- 11 hours in class or other instruction
- 5 hours in Boot Camp
- 8+ hours socializing / networking
- 4 hours driving
- not nearly enough time sleeping
It was a long, intense couple of days, that I wouldn't trade for anything. Well, maybe some things: like already knowing everything about the writing craft. But then I would have missed out on getting to know so many wonderful people.
I had a hard time deciding what classes to take. There were so many wonderful options. For the first breakout session, I was torn between two options. One that I was interested in, and one I felt like I should go to. Heather Moore's class was titled, "How to Avoid the Common Mistakes of a Novice Writer."
I wanted to convince myself that I had already learned most of those "mistakes", and therefore allow myself to go to the other class. When I mentioned that to a man I sat next to, he laughed. That's when I realized he was probably right. (sigh)

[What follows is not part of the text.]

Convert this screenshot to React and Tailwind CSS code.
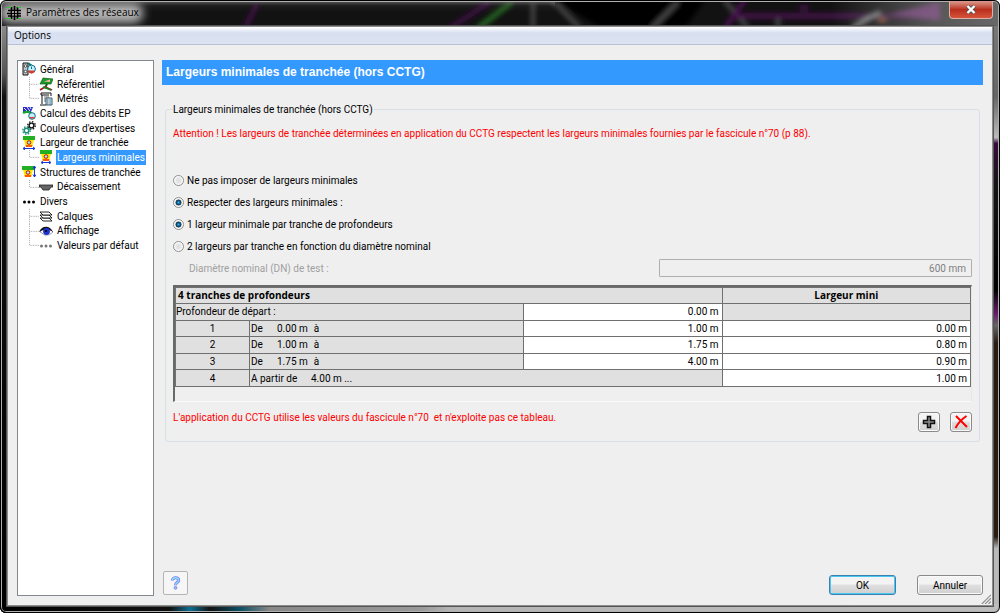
import React, { useState } from "react";

const treeItems = [
  { id: "general", label: "Général", level: 0 },
  { id: "referentiel", label: "Référentiel", level: 1 },
  { id: "metres", label: "Métrés", level: 1, last: true },
  { id: "debits", label: "Calcul des débits EP", level: 0 },
  { id: "couleurs", label: "Couleurs d'expertises", level: 0 },
  { id: "largeur", label: "Largeur de tranchée", level: 0 },
  { id: "minimales", label: "Largeurs minimales", level: 1, last: true },
  { id: "structures", label: "Structures de tranchée", level: 0 },
  { id: "decaissement", label: "Décaissement", level: 1, last: true },
  { id: "divers", label: "Divers", level: 0 },
  { id: "calques", label: "Calques", level: 1 },
  { id: "affichage", label: "Affichage", level: 1 },
  { id: "defaut", label: "Valeurs par défaut", level: 1, last: true },
];

const tranches = [
  { from: "0.00 m", to: "1.00 m", width: "0.00 m" },
  { from: "1.00 m", to: "1.75 m", width: "0.80 m" },
  { from: "1.75 m", to: "4.00 m", width: "0.90 m" },
];

function TrenchShape() {
  return (
    <>
      <path d="M1 0h12v4H1z" fill="#22b022" />
      <path d="M2 4h10l-2 7H4z" fill="#ffe600" />
      <path d="M3.500 9h7l-.5 2H4z" fill="#ff5a00" />
      <circle cx="7" cy="6.500" r="1.800" fill="#9be8ff" stroke="#c01010" strokeWidth="1" />
    </>
  );
}

function TreeIcon({ id }) {
  const shapes = {
    general: (
      <>
        <path d="M1 1h5v12H1z" fill="#c8c8c8" stroke="#111" />
        <circle cx="3.500" cy="4" r="1.300" fill="#fff" stroke="#333" strokeWidth=".8" />
        <circle cx="3.500" cy="9.500" r="1.300" fill="#fff" stroke="#333" strokeWidth=".8" />
        <path d="M6 1l4 3" stroke="#087a6a" strokeWidth="2" />
        <circle cx="9.500" cy="7" r="3.900" fill="#bff4ff" stroke="#16698a" />
        <path d="M6.500 8.500a3 3 0 0 0 6 0z" fill="#e23a2a" />
        <path d="M9.500 7V4.500" stroke="#16698a" />
      </>
    ),
    referentiel: (
      <>
        <path d="M4 1l10 1-2 5H1z" fill="#1b9a2c" stroke="#0b5c18" strokeWidth=".7" />
        <path d="M5 4.500l6-2v2.500z" fill="#ffb4a4" />
        <path d="M8 7l-2 4" stroke="#0b5c18" strokeWidth="2" />
        <path d="M1 13l5-3 7 3" stroke="#b01818" strokeWidth="1.600" fill="none" />
        <path d="M4 10l8 3" stroke="#0c8a2a" strokeWidth="1.500" />
      </>
    ),
    metres: (
      <>
        <path d="M2 1h10v3M3 3v9M2 1v2h8M1 13h6" fill="none" stroke="#111" />
        <path d="M5 5h5M5 7h3M5 9h2" stroke="#444" strokeWidth=".8" />
        <path d="M7 6h6v7H7z" fill="#dceaf0" stroke="#35566b" />
        <path d="M8 8h4M8 10h4M8 12h4" stroke="#27637f" strokeDasharray="1 .6" />
      </>
    ),
    debits: (
      <>
        <path d="M1 1h10l-2 5H1z" fill="#2b2bcc" />
        <path d="M2 2l3 3M5 1l3 4M8 1l1 2" stroke="#fff" strokeWidth=".9" />
        <path d="M1 7c4-2 8-1 11 3" stroke="#15a32c" strokeWidth="2.200" fill="none" />
        <circle cx="10" cy="10" r="3.300" fill="#bff4ff" stroke="#16698a" />
        <path d="M7.300 11a3 3 0 0 0 5.400 0z" fill="#e23a2a" />
      </>
    ),
    couleurs: (
      <>
        <circle cx="9.500" cy="4.500" r="2.400" fill="none" stroke="#111" strokeWidth="1.400" />
        <circle cx="9.500" cy="4.500" r="3.800" fill="none" stroke="#111" strokeWidth="1.300" strokeDasharray="1.500 1.485" />
        <circle cx="4.500" cy="9.500" r="2.300" fill="none" stroke="#1a8f7a" strokeWidth="1.500" />
        <circle cx="4.500" cy="9.500" r="3.700" fill="none" stroke="#1a8f7a" strokeWidth="1.400" strokeDasharray="1.500 1.400" />
      </>
    ),
    largeur: (
      <>
        <TrenchShape />
        <path d="M1 12.500h12M3 11l-2 1.500L3 14M11 11l2 1.500-2 1.500" stroke="#1636d8" fill="none" />
      </>
    ),
    minimales: (
      <>
        <TrenchShape />
        <path d="M3 12.500h8M4 11l-2 1.500L4 14M10 11l2 1.500-2 1.500" stroke="#1636d8" fill="none" />
      </>
    ),
    structures: (
      <>
        <g transform="translate(-1 1)">
          <TrenchShape />
        </g>
        <path d="M12.500 1v11M11 3.500L12.500 1 14 3.500M11 9.500l1.500 2.500L14 9.500" stroke="#1636d8" fill="none" />
      </>
    ),
    decaissement: (
      <path d="M0 5h14v2h-2l-2 3H4L2 7H0z" fill="#666" stroke="#222" strokeWidth=".8" />
    ),
    divers: (
      <g fill="#000">
        <circle cx="2.500" cy="7" r="1.500" />
        <circle cx="7" cy="7" r="1.500" />
        <circle cx="11.500" cy="7" r="1.500" />
      </g>
    ),
    calques: (
      <g fill="#fff" stroke="#111" strokeWidth=".9">
        <path d="M1 9h9l3 3H4z" />
        <path d="M1 6h9l3 3H4z" />
        <path d="M1 3h9l3 3H4z" />
      </g>
    ),
    affichage: (
      <>
        <path d="M1 8c3-5 9-5 13 0-4 4-9 4-11 1z" fill="#fff" stroke="#777" strokeWidth=".7" />
        <path d="M0 8C3 1 11 1 14 8c-4-3-9-3-14 0z" fill="#111" />
        <circle cx="7.500" cy="7.500" r="3.400" fill="#1c2fd0" />
        <circle cx="7" cy="7" r="1.100" fill="#000" />
      </>
    ),
    defaut: (
      <g fill="#777">
        <circle cx="2.500" cy="7" r="1.500" />
        <circle cx="7" cy="7" r="1.500" />
        <circle cx="11.500" cy="7" r="1.500" />
      </g>
    ),
  };
  return (
    <svg viewBox="0 0 14 14" className="h-[14px] w-[14px] shrink-0" aria-hidden="true">
      {shapes[id]}
    </svg>
  );
}

// dotted connector to the left of a child node
function Branch({ last }) {
  return (
    <svg viewBox="0 0 12 15" preserveAspectRatio="none" className="ml-[7px] h-full w-[10px] shrink-0" aria-hidden="true">
      <path
        d={last ? "M.5 0v7.500h11.500" : "M.5 0v15M.5 7.500h11.500"}
        fill="none"
        stroke="#9a9a9a"
        strokeDasharray="1 1"
      />
    </svg>
  );
}

function GlassBackground() {
  return (
    <svg
      viewBox="0 0 1000 613"
      preserveAspectRatio="none"
      className="absolute inset-0 h-full w-full"
      aria-hidden="true"
    >
      <defs>
        <filter id="soft" x="-20%" y="-50%" width="140%" height="200%">
          <feGaussianBlur stdDeviation="2.5" />
        </filter>
        <filter id="glow" x="-20%" y="-100%" width="140%" height="300%">
          <feGaussianBlur stdDeviation="5" />
        </filter>
        <linearGradient id="left" x1="0" y1="0" x2="0" y2="1">
          <stop offset="0" stopColor="#8a8a8a" />
          <stop offset=".08" stopColor="#555" />
          <stop offset=".12" stopColor="#111" />
          <stop offset="1" stopColor="#000" />
        </linearGradient>
        <linearGradient id="right" x1="0" y1="0" x2="0" y2="1">
          <stop offset="0" stopColor="#777" />
          <stop offset=".12" stopColor="#666" />
          <stop offset=".19" stopColor="#bbb" />
          <stop offset=".2" stopColor="#3a0a40" />
          <stop offset=".27" stopColor="#151515" />
          <stop offset=".45" stopColor="#000" />
          <stop offset=".49" stopColor="#6a1a70" />
          <stop offset=".51" stopColor="#666" />
          <stop offset=".54" stopColor="#2a1c10" />
          <stop offset=".87" stopColor="#2a1c10" />
          <stop offset=".89" stopColor="#b8b8b8" />
          <stop offset="1" stopColor="#b8b8b8" />
        </linearGradient>
        <linearGradient id="bottom">
          <stop offset="0" stopColor="#000" />
          <stop offset=".17" stopColor="#111" />
          <stop offset=".19" stopColor="#0b6f93" />
          <stop offset=".21" stopColor="#111" />
          <stop offset=".24" stopColor="#0b4f63" />
          <stop offset=".27" stopColor="#888" />
          <stop offset=".42" stopColor="#999" />
          <stop offset=".45" stopColor="#b4b4b4" />
          <stop offset="1" stopColor="#bdbdbd" />
        </linearGradient>
        <linearGradient id="sheen" x1="0" y1="0" x2="0" y2="1">
          <stop offset="0" stopColor="#999" stopOpacity=".7" />
          <stop offset=".5" stopColor="#777" stopOpacity=".1" />
          <stop offset="1" stopColor="#777" stopOpacity="0" />
        </linearGradient>
        <linearGradient id="haze">
          <stop offset="0" stopColor="#777" stopOpacity="0" />
          <stop offset=".6" stopColor="#777" stopOpacity=".8" />
          <stop offset="1" stopColor="#777" />
        </linearGradient>
      </defs>
      <rect width="1000" height="613" fill="#121212" />
      <g filter="url(#soft)">
        <path d="M555 0h150l-20 28H600z" fill="#000" />
        <path d="M257 4l-12 24M490 2l-40 26" stroke="#3d1143" strokeWidth="5" />
        <path d="M512 2l-34 26" stroke="#256b22" strokeWidth="5" />
        <path d="M533 2v26M552 0l28 28M678 2l-26 26" stroke="#4c4c4c" strokeWidth="4" />
        <path d="M724 0l24 28M778 14v14" stroke="#4c4c4c" strokeWidth="4" />
        <path d="M735 16h205M745 0l-20 28M800 8h8" stroke="#47104d" strokeWidth="5" />
        <path d="M880 12l-28 16" stroke="#999" strokeWidth="4" />
        <ellipse cx="882" cy="20" rx="5" ry="3" fill="#8a4c2d" />
      </g>
      <rect x="830" width="170" height="28" fill="url(#haze)" opacity=".85" />
      <path d="M890 14l50-12v18z" fill="#8d5c92" opacity=".7" filter="url(#soft)" />
      <rect width="555" height="12" fill="url(#sheen)" />
      <rect x="0" y="3" width="143" height="20" rx="9" fill="#b4b4b4" filter="url(#glow)" />
      <rect y="26" width="9" height="587" fill="url(#left)" />
      <rect x="991" y="26" width="9" height="587" fill="url(#right)" />
      <rect y="604" width="1000" height="9" fill="url(#bottom)" />
    </svg>
  );
}

function Radio({ name, label, checked, onChange }) {
  return (
    <label className="flex items-center gap-[3px]">
      <input
        type="radio"
        name={name}
        checked={checked}
        onChange={onChange}
        className="h-[11px] w-[11px] appearance-none rounded-full border border-[#8e8f8f] bg-[#f4f4f4] bg-[radial-gradient(circle,#dcdcdc,#f8f8f8)] shadow-[inset_0_0_0_1px_#fff] checked:bg-[radial-gradient(circle,#3fb4e8_0,#0b4a73_30%,#163a55_42%,#e6e6e6_52%)]"
      />
      {label}
    </label>
  );
}

export default function App() {
  const [selected, setSelected] = useState("minimales");
  const [mode, setMode] = useState("respecter");
  const [count, setCount] = useState("une");

  const cell = "border border-[#707070] p-0";
  const field = "block h-full w-full bg-transparent pr-[3px] text-right outline-none";
  const button =
    "rounded-[3px] border border-[#8a8a8a] bg-linear-to-b from-[#f3f3f3] from-45% via-[#e0e0e0] via-50% to-[#cfcfcf] shadow-[inset_0_0_0_1px_#fafafa]";

  return (
    <div className="relative flex h-screen flex-col overflow-hidden rounded-[6px] font-[Roboto,sans-serif] text-[10px] leading-[15px] text-black">
      <GlassBackground />
      <div className="relative flex min-h-0 flex-1 flex-col rounded-[6px] border border-black px-[6px] pb-[6px] shadow-[inset_0_0_0_1px_#b0b0b0]">
        <header className="flex h-[25px] shrink-0 items-start justify-between">
          <div className="flex items-center gap-[5px] pt-[4px] font-['Open_Sans',sans-serif]">
            <svg viewBox="0 0 14 14" className="h-[14px] w-[14px]" aria-hidden="true">
              <path d="M4.500 1v12M7.500 0v14M10.500 1v12M1 4.500h13M0 7.500h14M1 10h13" stroke="#000" strokeWidth="1.700" />
              <path d="M5.300 5.300h1.400v1.400H5.300zM8.300 5.300h1.400v1.400H8.300zM5.300 8.200h1.400v1.200H5.300zM8.300 8.200h1.400v1.200H8.300z" fill="#ddd" />
              <path d="M0 1.500h4M10.500 1.500H14M0 12.500h4M10.500 12.500H14" stroke="#1fd01f" />
            </svg>
            <h1>Paramètres des réseaux</h1>
          </div>
          <button
            type="button"
            aria-label="Fermer"
            className="flex h-[18px] w-[44px] items-center justify-center rounded-b-[4px] border border-t-0 border-[#e0b0a8] bg-linear-to-b from-[#d89a90] from-0% via-[#b92e1c] via-50% to-[#d5533a]"
          >
            <svg viewBox="0 0 12 9" className="h-[9px] w-[12px]" aria-hidden="true">
              <path d="M2.500 1l7 7M9.500 1l-7 7" stroke="#555" strokeWidth="4" />
              <path d="M2.500 1l7 7M9.500 1l-7 7" stroke="#fff" strokeWidth="2.400" />
            </svg>
          </button>
        </header>

        <div className="flex min-h-0 flex-1 flex-col border border-[#8c8c8c] bg-[#efefef] outline-1 outline-[#555]">
          <nav className="flex h-[18px] shrink-0 items-center border-b border-[#b9c1d3] bg-linear-to-b from-white from-0% via-[#d8dff0] via-35% to-[#dce3f3] px-[6px] font-['Open_Sans',sans-serif]">
            <button type="button">Options</button>
          </nav>

          <div className="flex min-h-0 flex-1 gap-[8px] pt-[15px] pr-[9px] pb-[9px] pl-[9px]">
            <aside className="w-[137px] shrink-0 border border-[#828790] bg-white pt-[1px]">
              <ul className="grid h-[191px] auto-rows-fr pl-[4px]">
                {treeItems.map((item) => (
                  <li key={item.id} className="flex min-h-0 items-center">
                    {item.level === 1 && <Branch last={item.last} />}
                    <TreeIcon id={item.id} />
                    <button
                      type="button"
                      onClick={() => setSelected(item.id)}
                      className={
                        selected === item.id
                          ? "ml-[3px] bg-[#3399ff] px-[1px] whitespace-nowrap text-white"
                          : "ml-[3px] px-[1px] whitespace-nowrap"
                      }
                    >
                      {item.label}
                    </button>
                  </li>
                ))}
              </ul>
            </aside>

            <main className="flex min-w-0 flex-1 flex-col">
              <h2 className="bg-[#3399ff] px-[4px] py-[5px] font-['Liberation_Sans',sans-serif] text-[12px] font-bold text-white">
                Largeurs minimales de tranchée (hors CCTG)
              </h2>

              <fieldset className="mx-[3px] mt-[17px] min-w-0 rounded-[3px] border border-[#d5dfe5] pr-[7px] pb-[9px] pl-[7px]">
                <legend className="pr-[1px]">Largeurs minimales de tranchée (hors CCTG)</legend>
                <p className="mt-[9px] text-[#ff0000]">
                  Attention ! Les largeurs de tranchée déterminées en application du CCTG
                  respectent les largeurs minimales fournies par le fascicule n°70 (p 88).
                </p>

                <div className="mt-[32px] flex flex-col gap-[7px]">
                  <Radio
                    name="mode"
                    label="Ne pas imposer de largeurs minimales"
                    checked={mode === "aucune"}
                    onChange={() => setMode("aucune")}
                  />
                  <Radio
                    name="mode"
                    label="Respecter des largeurs minimales :"
                    checked={mode === "respecter"}
                    onChange={() => setMode("respecter")}
                  />
                  <Radio
                    name="count"
                    label="1 largeur minimale par tranche de profondeurs"
                    checked={count === "une"}
                    onChange={() => setCount("une")}
                  />
                  <Radio
                    name="count"
                    label="2 largeurs par tranche en fonction du diamètre nominal"
                    checked={count === "deux"}
                    onChange={() => setCount("deux")}
                  />
                </div>

                <div className="mt-[5px] flex items-center justify-between pl-[16px] text-[#a0a0a0]">
                  <label htmlFor="dn">Diamètre nominal (DN) de test :</label>
                  <input
                    id="dn"
                    disabled
                    defaultValue="600 mm"
                    className="h-[18px] w-[40%] rounded-[1px] border border-[#afafaf] px-[5px] text-right text-[#808080]"
                  />
                </div>

                <div className="mt-[8px] h-[117px] border-t-2 border-r border-b border-l-2 border-t-[#696969] border-r-[#e6e6e6] border-b-[#fafafa] border-l-[#696969]">
                  <table className="h-[100px] w-full table-fixed border-collapse bg-[#e0e0e0]">
                    <colgroup>
                      <col className="w-[74px]" />
                      <col />
                      <col className="w-1/4" />
                      <col className="w-5/16" />
                    </colgroup>
                    <thead className="font-['Open_Sans',sans-serif]">
                      <tr>
                        <th colSpan="3" className={`${cell} pl-[2px] text-left`}>
                          4 tranches de profondeurs
                        </th>
                        <th className={cell}>Largeur mini</th>
                      </tr>
                    </thead>
                    <tbody>
                      <tr>
                        <td colSpan="2" className={cell}>Profondeur de départ :</td>
                        <td className={`${cell} bg-white`}>
                          <input aria-label="Profondeur de départ" defaultValue="0.00 m" className={field} />
                        </td>
                        <td className={cell}></td>
                      </tr>
                      {tranches.map((t, i) => (
                        <tr key={i}>
                          <td className={`${cell} text-center`}>{i + 1}</td>
                          <td className={cell}>
                            <span className="inline-block w-[27px] pl-[1px]">De</span>
                            {t.from}
                            <span className="ml-[6px]">à</span>
                          </td>
                          <td className={`${cell} bg-white`}>
                            <input aria-label={`Profondeur ${i + 1}`} defaultValue={t.to} className={field} />
                          </td>
                          <td className={`${cell} bg-white`}>
                            <input aria-label={`Largeur ${i + 1}`} defaultValue={t.width} className={field} />
                          </td>
                        </tr>
                      ))}
                      <tr>
                        <td className={`${cell} text-center`}>4</td>
                        <td colSpan="2" className={cell}>
                          <span className="inline-block w-[61px] pl-[1px]">A partir de</span>
                          4.00 m ...
                        </td>
                        <td className={`${cell} bg-white`}>
                          <input aria-label="Largeur 4" defaultValue="1.00 m" className={field} />
                        </td>
                      </tr>
                    </tbody>
                  </table>
                </div>

                <div className="mt-[8px] flex items-start justify-between">
                  <p className="whitespace-pre text-[#ff0000]">
                    {"L'application du CCTG utilise les valeurs du fascicule n°70  et n'exploite pas ce tableau."}
                  </p>
                  <div className="flex gap-[10px] pt-[2px]">
                    <button type="button" aria-label="Ajouter" className={`${button} flex h-[20px] w-[22px] items-center justify-center`}>
                      <svg viewBox="0 0 14 14" className="h-[14px] w-[14px]" aria-hidden="true">
                        <path
                          d="M5.500 1.500h3v4h4v3h-4v4h-3v-4h-4v-3h4z"
                          fill="#8a8a8a"
                          stroke="#111"
                          strokeWidth="1.500"
                        />
                      </svg>
                    </button>
                    <button type="button" aria-label="Supprimer" className={`${button} flex h-[20px] w-[22px] items-center justify-center`}>
                      <svg viewBox="0 0 14 14" className="h-[14px] w-[14px]" aria-hidden="true">
                        <path d="M2 1c4 4 7 7 11 11M12.500 1C8 4 4 8 1.500 13" stroke="#ff0000" strokeWidth="2" fill="none" />
                      </svg>
                    </button>
                  </div>
                </div>
              </fieldset>

              <footer className="mt-auto flex items-center justify-between pb-[1px] pl-[1px]">
                <button
                  type="button"
                  aria-label="Aide"
                  className="flex h-[24px] w-[25px] items-center justify-center rounded-[2px] border border-[#b4b4b4] bg-[#f6f6f6]"
                >
                  <svg viewBox="0 0 12 16" className="h-[14px] w-[11px]" aria-hidden="true">
                    <path d="M2.500 5c0-4 7-4 7 0 0 2.500-3.500 2-3.500 5.500" stroke="#8878e8" strokeWidth="3.600" fill="none" />
                    <path d="M2.500 5c0-4 7-4 7 0 0 2.500-3.500 2-3.500 5.500" stroke="#7fe0ff" strokeWidth="1.600" fill="none" />
                    <circle cx="6" cy="13.500" r="1.600" fill="#7fd0ff" stroke="#8878e8" strokeWidth="1" />
                  </svg>
                </button>
                <div className="flex gap-[21px] pt-[4px]">
                  <button
                    type="button"
                    className="h-[20px] w-[67px] rounded-[3px] border border-[#3c7fb1] bg-linear-to-b from-[#f3f3f3] from-45% via-[#e0e0e0] via-50% to-[#cfcfcf] shadow-[inset_0_0_0_1px_#48c8f0]"
                  >
                    OK
                  </button>
                  <button type="button" className={`${button} h-[20px] w-[66px]`}>
                    Annuler
                  </button>
                </div>
              </footer>
            </main>
          </div>
        </div>

        {/* resize grip */}
        <svg viewBox="0 0 12 12" className="absolute right-[8px] bottom-[8px] h-[10px] w-[10px]" aria-hidden="true">
          <path d="M1 12L12 1M5 12l7-7M9 12l3-3" stroke="#8a8a8a" strokeWidth="1.300" />
        </svg>
      </div>
    </div>
  );
}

At least some of what I heard was a review. But I also learned some valuable information. Mostly, Heather invoked a passion in me, a new motivation that I can do this.
A few things she covered:
- Flashbacks. Avoid them, especially in the first pages/first chapter.
- Info dumps. Don't give too much information up front. Historical fiction needs more description in the beginning than most, but not too much. We need action. We need to know what is going on now, not yesterday or last week or ten years ago. Fiction is movement, description is static. (We want fast pace movement people!)
- Hooks. If possible, there should be a hook in the first sentence. Next is the first page. Make the reader have to turn the page. End the first chapter, and each subsequent chapter, with another hook. Your goal is to keep them reading to the wee early hours of the morning.
- Point of View. Don't head hop between your characters within the same scene. A couple of book resources listed were Characters and Viewpoint by Orson Scott Card, and The 38 Most Common Fiction Writing Mistakes, and How to Avoid Them by Jack Bickham (he also wrote Scene and Structure). I haven't read these yet, but plan to soon. Also, when picking whose point of view you will use, make sure to pick the right one. Use the character with the most to add to the scene, or in some cases, with the most to loose. What is at stake? Who will show that the best?
- Formatting. It really does matter. Agents do not want to see pretty pink paper, or scripty font. The just want to read your story (hopefully past the first five pages, but that's a whole other class). Use standard 12 point type (Times New Roman). Double space lines. 1 inch margins all around. No underline or bold font, use italics for emphasis.
Michael De Groote, a reporter for the Mormon Times attended the class, and wrote a fun article about it here.
Heather Moore is the owner of Precision Editing Group. She edits a lot of novels, from advanced writers down to the novice beginner. A common mistake Heather sees in manuscripts is those of only a first draft quality. The process of learning to write is not quick and easy. If we are serious about it, we have to put forth the effort. Day after day after day.